The architectural journey from a simple two-tier SaaS to a fully instrumented, multi-tenant platform at scale is iterative. No team gets every isolation decision right on the first attempt. What distinguishes successful SaaS organizations is their commitment to treating tenant isolation, observability, and cost attribution as first-class architectural concerns — not afterthoughts bolted on after the first security incident or cost overrun. By selecting the appropriate isolation model early, instrumenting per-tenant metrics comprehensively, and leveraging AWS-native services like Lambda, DynamoDB, IAM, and Cognito for layered security enforcement, you build a foundation that remains resilient and commercially sustainable as your customer base grows from dozens to thousands.

FAQ

What is the difference between the Silo and Pool isolation models in multi-tenant SaaS?

The Silo model gives each tenant dedicated, fully isolated resources — such as a separate database or AWS account — ensuring maximum security and compliance at higher cost. The Pool model shares a single infrastructure stack among all tenants, optimizing resource utilization and reducing costs, but requiring sophisticated application- and database-level controls (such as row-level security) to maintain strict data separation between tenants.

How does AWS enforce tenant isolation at the identity and data layers?

AWS enforces tenant isolation using a combination of Amazon Cognito (for authenticated identity with tenant-scoped JWT claims), AWS IAM policies (to restrict resource access based on tenant context), and Amazon DynamoDB fine-grained access control (to limit data access to items matching a tenant’s unique identifier). Together, these services create infrastructure-level isolation that operates independently of application logic, providing defense-in-depth against data leakage.

Why is monitoring per-tenant resource consumption important in a multi-tenant architecture?

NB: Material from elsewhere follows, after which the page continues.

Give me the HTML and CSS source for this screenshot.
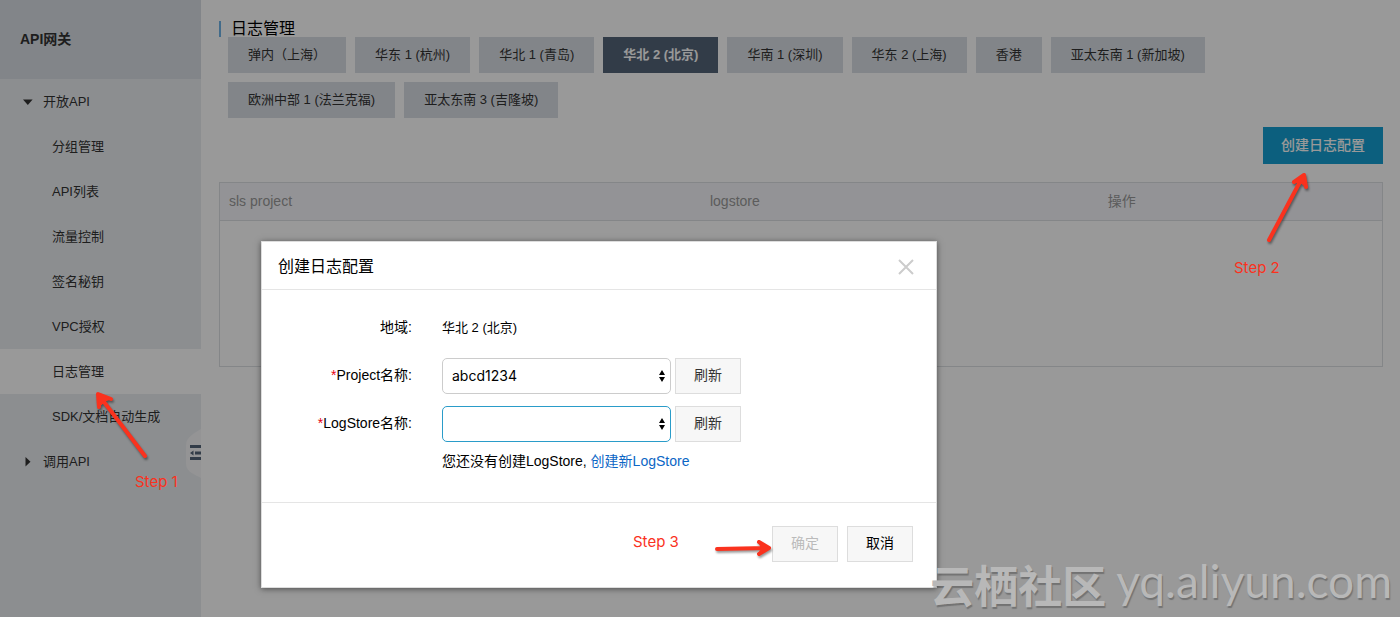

Per-tenant monitoring is critical for two reasons: first, it enables accurate billing and COGS analysis so vendors can identify unprofitable customer tiers and set pricing that reflects true infrastructure costs; second, it allows operations teams to detect and mitigate the “noisy neighbor” effect — where one high-consumption tenant degrades performance for all co-tenants on shared infrastructure — before it escalates into a customer-facing incident.